_Supplied information_:
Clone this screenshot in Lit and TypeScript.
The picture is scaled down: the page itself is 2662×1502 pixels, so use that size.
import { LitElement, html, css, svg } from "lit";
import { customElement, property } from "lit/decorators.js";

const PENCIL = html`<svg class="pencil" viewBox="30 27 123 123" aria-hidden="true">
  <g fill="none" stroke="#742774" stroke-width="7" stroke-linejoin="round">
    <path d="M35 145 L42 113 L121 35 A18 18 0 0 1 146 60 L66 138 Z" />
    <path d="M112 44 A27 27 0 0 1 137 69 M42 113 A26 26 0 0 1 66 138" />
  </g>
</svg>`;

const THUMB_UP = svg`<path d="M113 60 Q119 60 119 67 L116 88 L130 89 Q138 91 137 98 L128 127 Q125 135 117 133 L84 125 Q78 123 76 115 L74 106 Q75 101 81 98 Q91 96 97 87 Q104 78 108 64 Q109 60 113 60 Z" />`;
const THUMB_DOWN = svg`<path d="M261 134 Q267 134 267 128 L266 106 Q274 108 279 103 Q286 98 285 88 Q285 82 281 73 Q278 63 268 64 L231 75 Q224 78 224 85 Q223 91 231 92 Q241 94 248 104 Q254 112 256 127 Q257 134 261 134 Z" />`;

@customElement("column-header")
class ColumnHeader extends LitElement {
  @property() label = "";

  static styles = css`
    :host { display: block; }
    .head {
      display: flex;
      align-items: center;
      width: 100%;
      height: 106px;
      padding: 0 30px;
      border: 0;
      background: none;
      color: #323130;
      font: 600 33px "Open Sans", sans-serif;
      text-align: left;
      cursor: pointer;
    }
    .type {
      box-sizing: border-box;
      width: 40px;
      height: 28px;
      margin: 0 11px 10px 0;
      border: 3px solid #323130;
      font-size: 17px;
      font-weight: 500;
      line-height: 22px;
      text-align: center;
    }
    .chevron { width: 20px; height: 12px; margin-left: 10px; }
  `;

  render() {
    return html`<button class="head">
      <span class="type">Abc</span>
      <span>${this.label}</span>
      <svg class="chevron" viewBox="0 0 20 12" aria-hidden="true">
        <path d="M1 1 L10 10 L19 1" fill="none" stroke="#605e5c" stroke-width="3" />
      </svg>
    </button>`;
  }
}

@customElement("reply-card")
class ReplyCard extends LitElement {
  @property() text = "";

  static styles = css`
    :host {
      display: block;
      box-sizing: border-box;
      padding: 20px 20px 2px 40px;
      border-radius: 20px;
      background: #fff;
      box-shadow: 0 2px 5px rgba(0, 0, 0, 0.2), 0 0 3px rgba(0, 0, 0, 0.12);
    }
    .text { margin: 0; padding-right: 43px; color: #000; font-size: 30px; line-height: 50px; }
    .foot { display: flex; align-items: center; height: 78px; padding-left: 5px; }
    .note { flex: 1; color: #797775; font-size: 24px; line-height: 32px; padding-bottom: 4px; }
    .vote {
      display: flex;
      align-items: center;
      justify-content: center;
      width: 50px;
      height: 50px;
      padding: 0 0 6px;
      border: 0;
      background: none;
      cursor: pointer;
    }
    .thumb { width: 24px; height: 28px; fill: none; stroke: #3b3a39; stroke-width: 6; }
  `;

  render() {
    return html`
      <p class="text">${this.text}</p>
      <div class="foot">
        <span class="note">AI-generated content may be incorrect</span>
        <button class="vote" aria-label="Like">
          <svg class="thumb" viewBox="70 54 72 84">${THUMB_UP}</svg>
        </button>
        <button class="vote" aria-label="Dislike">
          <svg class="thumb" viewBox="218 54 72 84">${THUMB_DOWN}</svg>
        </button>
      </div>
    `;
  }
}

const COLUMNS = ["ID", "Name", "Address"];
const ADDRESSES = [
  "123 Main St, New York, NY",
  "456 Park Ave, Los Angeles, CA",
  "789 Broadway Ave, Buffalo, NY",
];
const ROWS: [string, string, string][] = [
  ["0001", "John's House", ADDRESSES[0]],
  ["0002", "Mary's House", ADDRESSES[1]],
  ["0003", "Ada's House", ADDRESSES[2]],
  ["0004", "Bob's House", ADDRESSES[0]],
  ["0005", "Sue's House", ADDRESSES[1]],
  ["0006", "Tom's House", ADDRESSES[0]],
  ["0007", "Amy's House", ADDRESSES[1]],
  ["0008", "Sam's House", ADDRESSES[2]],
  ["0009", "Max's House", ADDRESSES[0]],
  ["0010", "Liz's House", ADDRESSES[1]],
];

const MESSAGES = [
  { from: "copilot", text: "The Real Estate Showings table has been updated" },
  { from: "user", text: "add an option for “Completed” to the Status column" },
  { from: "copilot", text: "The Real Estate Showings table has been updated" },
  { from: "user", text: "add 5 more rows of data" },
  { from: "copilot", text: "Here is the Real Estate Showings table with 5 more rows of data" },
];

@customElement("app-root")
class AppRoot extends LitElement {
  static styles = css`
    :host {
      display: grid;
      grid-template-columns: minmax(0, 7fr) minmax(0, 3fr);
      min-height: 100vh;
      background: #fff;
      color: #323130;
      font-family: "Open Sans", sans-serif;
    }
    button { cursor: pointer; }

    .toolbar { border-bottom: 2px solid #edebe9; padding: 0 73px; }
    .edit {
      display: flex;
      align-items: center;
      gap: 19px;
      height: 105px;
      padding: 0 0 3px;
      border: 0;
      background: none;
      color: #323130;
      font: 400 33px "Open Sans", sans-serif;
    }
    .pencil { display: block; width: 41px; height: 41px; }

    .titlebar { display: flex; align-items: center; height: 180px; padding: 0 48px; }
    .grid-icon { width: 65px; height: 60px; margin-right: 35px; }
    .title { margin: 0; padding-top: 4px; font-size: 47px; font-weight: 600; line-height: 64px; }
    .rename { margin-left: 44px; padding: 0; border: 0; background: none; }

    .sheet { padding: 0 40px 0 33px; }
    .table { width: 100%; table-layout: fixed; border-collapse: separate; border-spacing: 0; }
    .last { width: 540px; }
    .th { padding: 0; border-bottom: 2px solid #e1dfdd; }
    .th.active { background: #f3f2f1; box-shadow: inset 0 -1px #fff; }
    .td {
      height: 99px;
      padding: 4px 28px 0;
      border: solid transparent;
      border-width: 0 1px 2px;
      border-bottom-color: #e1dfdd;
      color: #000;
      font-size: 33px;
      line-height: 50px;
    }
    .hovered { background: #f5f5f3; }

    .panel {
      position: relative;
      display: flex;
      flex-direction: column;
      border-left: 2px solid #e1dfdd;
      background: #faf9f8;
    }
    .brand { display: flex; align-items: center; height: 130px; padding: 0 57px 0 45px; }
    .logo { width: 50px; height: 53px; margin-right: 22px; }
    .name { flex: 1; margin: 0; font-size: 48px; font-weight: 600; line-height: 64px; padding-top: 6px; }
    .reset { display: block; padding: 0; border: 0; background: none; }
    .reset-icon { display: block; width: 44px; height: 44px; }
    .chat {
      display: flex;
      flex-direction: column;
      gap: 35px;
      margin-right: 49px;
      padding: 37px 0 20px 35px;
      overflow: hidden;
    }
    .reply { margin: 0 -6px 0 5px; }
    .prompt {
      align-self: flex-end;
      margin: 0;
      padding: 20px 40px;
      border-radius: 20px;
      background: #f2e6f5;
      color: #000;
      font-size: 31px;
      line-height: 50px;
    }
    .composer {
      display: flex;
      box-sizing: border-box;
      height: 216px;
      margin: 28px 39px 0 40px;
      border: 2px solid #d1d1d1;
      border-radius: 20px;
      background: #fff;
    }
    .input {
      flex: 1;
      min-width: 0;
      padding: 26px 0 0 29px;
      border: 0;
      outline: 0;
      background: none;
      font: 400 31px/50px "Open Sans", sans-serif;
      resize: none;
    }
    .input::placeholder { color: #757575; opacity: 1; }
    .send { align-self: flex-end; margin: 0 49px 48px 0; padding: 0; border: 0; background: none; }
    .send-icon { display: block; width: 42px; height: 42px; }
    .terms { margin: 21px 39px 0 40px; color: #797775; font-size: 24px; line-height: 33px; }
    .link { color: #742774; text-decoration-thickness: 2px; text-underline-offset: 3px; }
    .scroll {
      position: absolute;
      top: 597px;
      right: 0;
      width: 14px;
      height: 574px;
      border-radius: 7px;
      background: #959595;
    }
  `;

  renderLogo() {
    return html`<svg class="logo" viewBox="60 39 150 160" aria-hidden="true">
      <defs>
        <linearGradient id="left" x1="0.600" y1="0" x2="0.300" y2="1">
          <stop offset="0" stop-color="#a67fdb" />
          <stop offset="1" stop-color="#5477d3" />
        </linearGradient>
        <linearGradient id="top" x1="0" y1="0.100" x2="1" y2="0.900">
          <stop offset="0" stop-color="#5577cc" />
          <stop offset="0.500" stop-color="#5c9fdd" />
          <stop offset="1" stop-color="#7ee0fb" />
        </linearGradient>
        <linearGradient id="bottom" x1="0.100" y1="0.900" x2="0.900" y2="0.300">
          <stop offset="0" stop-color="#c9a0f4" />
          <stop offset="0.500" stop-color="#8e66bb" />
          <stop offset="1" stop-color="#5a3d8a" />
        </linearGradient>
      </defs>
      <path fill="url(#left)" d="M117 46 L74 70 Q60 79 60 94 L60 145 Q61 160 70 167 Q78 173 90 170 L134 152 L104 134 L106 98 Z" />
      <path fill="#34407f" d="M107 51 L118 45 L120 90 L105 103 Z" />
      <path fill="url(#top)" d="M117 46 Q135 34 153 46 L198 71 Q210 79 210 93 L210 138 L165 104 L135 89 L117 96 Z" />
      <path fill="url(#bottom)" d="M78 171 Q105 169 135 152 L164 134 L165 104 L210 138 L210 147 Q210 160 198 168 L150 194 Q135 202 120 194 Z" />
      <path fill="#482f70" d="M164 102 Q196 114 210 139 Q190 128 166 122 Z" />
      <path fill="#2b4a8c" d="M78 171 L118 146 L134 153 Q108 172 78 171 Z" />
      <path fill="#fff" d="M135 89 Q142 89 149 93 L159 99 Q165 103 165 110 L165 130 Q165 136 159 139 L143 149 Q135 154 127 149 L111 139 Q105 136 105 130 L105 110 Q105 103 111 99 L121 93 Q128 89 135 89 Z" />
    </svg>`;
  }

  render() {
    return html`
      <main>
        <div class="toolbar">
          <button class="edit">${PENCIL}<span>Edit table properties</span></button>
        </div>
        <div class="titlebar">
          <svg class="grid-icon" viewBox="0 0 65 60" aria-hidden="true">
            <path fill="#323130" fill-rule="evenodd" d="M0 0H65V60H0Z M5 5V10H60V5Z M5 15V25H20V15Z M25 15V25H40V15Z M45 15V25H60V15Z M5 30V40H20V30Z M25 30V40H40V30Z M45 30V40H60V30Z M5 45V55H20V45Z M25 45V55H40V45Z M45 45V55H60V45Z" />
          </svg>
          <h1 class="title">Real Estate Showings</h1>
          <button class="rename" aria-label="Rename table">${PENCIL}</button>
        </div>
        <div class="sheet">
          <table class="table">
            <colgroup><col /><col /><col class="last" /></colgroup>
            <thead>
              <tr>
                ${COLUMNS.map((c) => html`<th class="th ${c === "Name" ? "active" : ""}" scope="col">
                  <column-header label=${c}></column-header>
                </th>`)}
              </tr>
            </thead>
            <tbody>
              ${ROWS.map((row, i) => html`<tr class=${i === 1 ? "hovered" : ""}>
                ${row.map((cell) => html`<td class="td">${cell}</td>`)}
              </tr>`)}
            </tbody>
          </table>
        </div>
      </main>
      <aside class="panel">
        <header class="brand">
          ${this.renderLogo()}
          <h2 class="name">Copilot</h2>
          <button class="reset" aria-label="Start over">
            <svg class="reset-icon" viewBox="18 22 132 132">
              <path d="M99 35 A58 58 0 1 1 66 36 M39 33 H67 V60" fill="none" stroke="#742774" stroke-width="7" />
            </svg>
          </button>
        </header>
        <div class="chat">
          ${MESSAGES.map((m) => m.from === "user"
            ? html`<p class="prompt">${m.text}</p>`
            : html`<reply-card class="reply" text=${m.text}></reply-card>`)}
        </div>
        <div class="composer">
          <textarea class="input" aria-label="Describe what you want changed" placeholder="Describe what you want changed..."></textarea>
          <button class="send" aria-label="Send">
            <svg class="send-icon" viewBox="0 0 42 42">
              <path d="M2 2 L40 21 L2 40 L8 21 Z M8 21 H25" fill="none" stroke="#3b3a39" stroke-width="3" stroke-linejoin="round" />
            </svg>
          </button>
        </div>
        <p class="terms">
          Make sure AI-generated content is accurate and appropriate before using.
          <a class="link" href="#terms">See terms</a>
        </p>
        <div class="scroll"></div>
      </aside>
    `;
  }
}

_Stated problem_:
Copy each line of the listing that includes "this".

_Exercise output_:
Clone this screenshot in Lit and TypeScript.
      <span>${this.label}</span>
      <p class="text">${this.text}</p>
          ${this.renderLogo()}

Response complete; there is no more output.